清右衛門が気にしていたのは、引き抜かれた佐吉の安全だった。とりあえず大丈夫なようだったので、今度は「引」いてみる。佐吉の様子については、黒田屋の若い者が何人か張りついているはずだから心配は要らない。もう一つ気になっていた一蔵について「観」るため、安針は少し強めに「引」いてみた。「観」えてきた画像は、半ば予想していたとはいえ、気持ちの良いものではない。
翌朝安針は、すぐに黒田屋に向かった。黒田屋の奥座敷に、佐吉が連れてこられている。黒田屋の若い者が何か嗅ぎつけたらしい。角屋にいた例の「新米」が、いつの間にか姿を消したとの報告があった。黒鍬組の組頭にも連絡済みで、とりあえず今日の普請に影響はない。だが鎬屋がどう動くのか、予断を許さない。利吉が、清右衛門を呼んできた。
清右衛門兄は来るなり
「いちばん嫌な形じゃったごつあるな(形だったようだな)」
と切り出した。
「はい、昨晩『観』たこつは、思い出すだけで胸くそ悪うなります」
と安針が答える。
「まず佐吉の話を聞こか」
促された佐吉が、訥々とした口調で話してくれたのは、昨夜の安針が透視した内容だった。

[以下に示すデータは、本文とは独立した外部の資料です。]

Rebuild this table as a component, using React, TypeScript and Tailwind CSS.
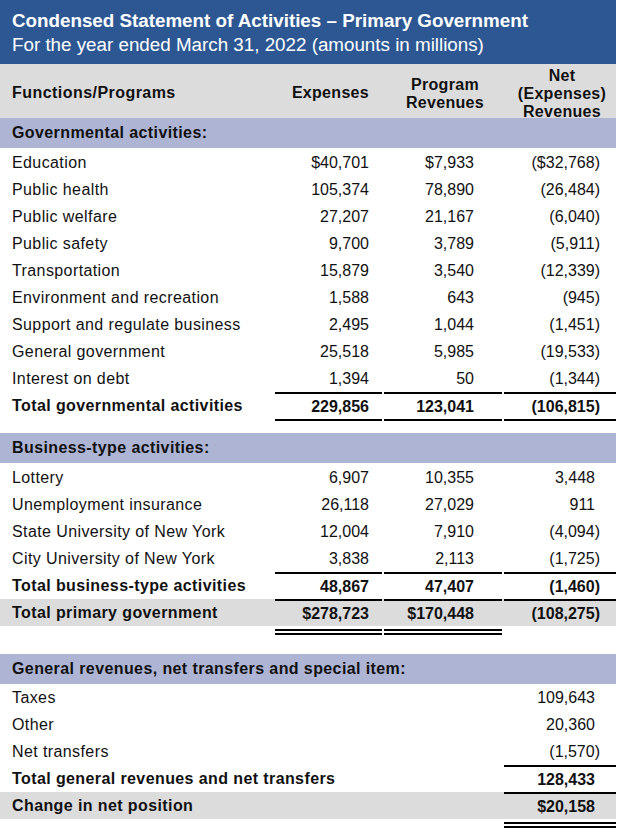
import type { ReactNode } from 'react';

type Kind = 'item' | 'total' | 'grand';

type Row = {
  label: string;
  exp?: string;
  rev?: string;
  net?: string;
  kind?: Kind;
};

const GOVERNMENTAL: Row[] = [
  { label: 'Education', exp: '$40,701', rev: '$7,933', net: '($32,768)' },
  { label: 'Public health', exp: '105,374', rev: '78,890', net: '(26,484)' },
  { label: 'Public welfare', exp: '27,207', rev: '21,167', net: '(6,040)' },
  { label: 'Public safety', exp: '9,700', rev: '3,789', net: '(5,911)' },
  { label: 'Transportation', exp: '15,879', rev: '3,540', net: '(12,339)' },
  { label: 'Environment and recreation', exp: '1,588', rev: '643', net: '(945)' },
  { label: 'Support and regulate business', exp: '2,495', rev: '1,044', net: '(1,451)' },
  { label: 'General government', exp: '25,518', rev: '5,985', net: '(19,533)' },
  { label: 'Interest on debt', exp: '1,394', rev: '50', net: '(1,344)' },
];

const BUSINESS: Row[] = [
  { label: 'Lottery', exp: '6,907', rev: '10,355', net: '3,448' },
  { label: 'Unemployment insurance', exp: '26,118', rev: '27,029', net: '911' },
  { label: 'State University of New York', exp: '12,004', rev: '7,910', net: '(4,094)' },
  { label: 'City University of New York', exp: '3,838', rev: '2,113', net: '(1,725)' },
];

const GENERAL: Row[] = [
  { label: 'Taxes', net: '109,643' },
  { label: 'Other', net: '20,360' },
  { label: 'Net transfers', net: '(1,570)' },
];

// label | expenses | program revenues | net, with 2px breaks between the rules
const GRID = 'grid grid-cols-[273px_107px_118px_112px] gap-x-[2px]';

// positive numbers line up with the digits of bracketed ones
function netPad(v?: string) {
  return v && v.endsWith(')') ? 'pr-[16px]' : 'pr-[21px]';
}

function Band({ children }: { children: ReactNode }) {
  return (
    <div className="h-[30px] bg-[#aeb5d4] flex items-center pl-3 font-bold tracking-[0.4px]">
      {children}
    </div>
  );
}

function TableRow({ row, lines = [false, false, false] }: { row: Row; lines?: boolean[] }) {
  const bold = row.kind === 'total' || row.kind === 'grand';
  const line = 'border-t-2 border-black';
  return (
    <div className={`${GRID} h-[27px] ${row.kind === 'grand' ? 'bg-[#dcdcdc]' : ''} ${bold ? 'font-bold' : ''}`}>
      <div className="pl-3 flex items-center whitespace-nowrap tracking-[0.4px]">{row.label}</div>
      <div className={`flex items-center justify-end pr-[13px] ${lines[0] ? line : ''}`}>{row.exp}</div>
      <div className={`flex items-center justify-end pr-[28px] ${lines[1] ? line : ''}`}>{row.rev}</div>
      <div className={`flex items-center justify-end ${netPad(row.net)} ${lines[2] ? line : ''}`}>{row.net}</div>
    </div>
  );
}

function Rule({ cols }: { cols: boolean[] }) {
  return (
    <div className={GRID}>
      <div />
      {cols.map((on, i) => (
        <div key={i} className={on ? 'border-t-2 border-black' : ''} />
      ))}
    </div>
  );
}

function DoubleRule({ cols }: { cols: boolean[] }) {
  return (
    <div className={`${GRID} pt-[3px]`}>
      <div />
      {cols.map((on, i) => (
        <div key={i} className={on ? 'h-[6px] border-y-2 border-black' : ''} />
      ))}
    </div>
  );
}

export default function App() {
  return (
    <div className="w-[618px] h-[834px] bg-white text-[#111] text-[16px] font-['Liberation_Sans',Arial,sans-serif] overflow-hidden">
      <div className="w-[616px]">
        {/* Title */}
        <div className="h-[64px] bg-[#2d5793] text-white px-3 pt-[9px] text-[18.8px] leading-[24px]">
          <div className="font-bold">Condensed Statement of Activities – Primary Government</div>
          <div>For the year ended March 31, 2022 (amounts in millions)</div>
        </div>

        {/* Column heads */}
        <div className={`${GRID} h-[54px] bg-[#dcdcdc] font-bold leading-[18px] tracking-[0.3px]`}>
          <div className="pl-3 flex items-center tracking-[0.45px]">Functions/Programs</div>
          <div className="flex items-center justify-end pr-[13px]">Expenses</div>
          <div className="flex items-center justify-center text-center pl-[4px] pt-[2px]">
            Program
            <br />
            Revenues
          </div>
          <div className="flex items-center justify-center text-center pl-[4px] pt-[3px]">
            Net
            <br />
            (Expenses)
            <br />
            Revenues
          </div>
        </div>

        <Band>Governmental activities:</Band>
        <div className="pt-[1px]">
          {GOVERNMENTAL.map((r) => (
            <TableRow key={r.label} row={r} />
          ))}
        </div>
        <TableRow
          row={{ label: 'Total governmental activities', exp: '229,856', rev: '123,041', net: '(106,815)', kind: 'total' }}
          lines={[true, true, true]}
        />
        <Rule cols={[true, true, true]} />
        <div className="h-[12px]" />

        <Band>Business-type activities:</Band>
        <div className="pt-[1px]">
          {BUSINESS.map((r) => (
            <TableRow key={r.label} row={r} />
          ))}
        </div>
        <TableRow
          row={{ label: 'Total business-type activities', exp: '48,867', rev: '47,407', net: '(1,460)', kind: 'total' }}
          lines={[true, true, true]}
        />
        <TableRow
          row={{ label: 'Total primary government', exp: '$278,723', rev: '$170,448', net: '(108,275)', kind: 'grand' }}
          lines={[true, true, true]}
        />
        <DoubleRule cols={[true, true, false]} />
        <div className="h-[19px]" />

        <Band>General revenues, net transfers and special item:</Band>
        {GENERAL.map((r) => (
          <TableRow key={r.label} row={r} />
        ))}
        <TableRow
          row={{ label: 'Total general revenues and net transfers', net: '128,433', kind: 'total' }}
          lines={[false, false, true]}
        />
        <TableRow
          row={{ label: 'Change in net position', net: '$20,158', kind: 'grand' }}
          lines={[false, false, true]}
        />
        <DoubleRule cols={[false, false, true]} />
      </div>
    </div>
  );
}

一蔵と佐吉の引き抜きは、けんかの仲裁をきっかけにしたものだったが、けんか自体が鎬屋に仕組まれたものだったらしい。殴り合いだけでなく、匕首まで取り出したけんかだったそうだ。だが引き抜かれた後、一蔵や佐吉が現場で出す指示は、なかなか通らなかった。鎬屋で生え抜きの者から見れば、突然入ってきたよそ者が偉そうに出す指示を聞くはずもない。二人の指示の一部を、生え抜きの気が向いたときだけ人足に伝え、作業が進められていたようだ。
組頭も、そうした空気を感じ取っていた。角屋にいた頃に比べ、一蔵や佐吉がまとめる人足の働きが鈍いのだから、気づかない方がどうかしている。一蔵の死も、鎬屋の者から突き落とされた「殺し」だったと報告があった。残っていた一蔵に「新米」が声をかけ、後ろにいた鎬屋の人足が突き落としている様子は透視で確かめている。
鎬屋は、佐吉を探している。主の治兵衛も、自分の手下の不始末が分かれば揉み消したくなる。佐吉がどこまで分かっているのか探りを入れたいだろうし、できれば口を塞ぎたいはずだ。こんな風にごたつくと、運河の普請自体が遅れてしまう。勘定奉行によれば、これ以上の遅れは無理とのこと。「始末構無(しまつかまいなし)」の言質もある。明後日、鎬屋が佐藤様に目通りを願っているタイミングで、「始末」をつけることになった。